Get statistics for a list of numbers using GPU

I have several lists of numbers on a file . For example,
.333, .324, .123 , .543, .00054
.2243, .333, .53343 , .4434
Now, I want to get the number of times each number occurs using the GPU. I believe this will be faster to do on the GPU than the CPU because each thread can process one list. What data structure should I use on the GPU to easily get the above counts.
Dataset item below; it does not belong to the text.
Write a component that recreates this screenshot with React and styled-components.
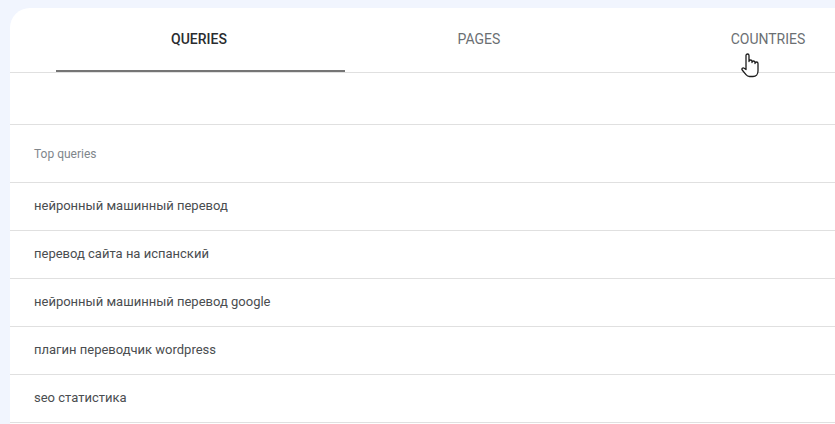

For example , for the above, the answer will look as follows:
.333 = 2 times in entire file
.324 = 1 time
etc..
I looking for a general solution. Not one that works only on devices with specific compute capability
Just writing kernel suggested by Pavan to see if I have implemented it efficiently:
int uniqueEle = newend.valiter – d_A;
int* count;
cudaMalloc((void**)&count, uniqueEle * sizeof(int)); // stores the count of each unique element
int TPB = 256;
int blocks = uniqueEle + TPB -1 / TPB;
//Cast d_I to raw pointer called d_rawI
launch<<<blocks,TPB>>>(d_rawI,count,uniqueEle);
__global__ void launch(int *i, int* count, int n){
int id = blockDim.x * blockIdx.x + threadIdx.x;
__shared__ int indexes[256];
if(id < n ){
indexes[threadIdx.x] = i[id];
//as occurs between two blocks
if(id % 255 == 0){
count[indexes] = i[id+1] - i[id];
}
}
__syncthreads();
if(id < ele - 1){
if(threadIdx.x < 255)
count[id] = indexes[threadIdx.x+1] – indexes[threadIdx.x];
}
}
Question: how to modify this kernel so that it handles arrays of arbitrary size. I.e , handle the condition when the total number of threads < number of elements
Here is how I would do the code in matlab
A = [333, .324, .123 , .543, .00054 .2243, .333, .53343 , .4434];
[values, locations] = unique(A); % Find unique values and their locations
counts = diff([0, locations]); % Find the count based on their locations
There is no easy way to do this in plain cuda, but you can use existing libraries to do this.
1) Thrust
It is also being shipped with CUDA toolkit from CUDA 4.0.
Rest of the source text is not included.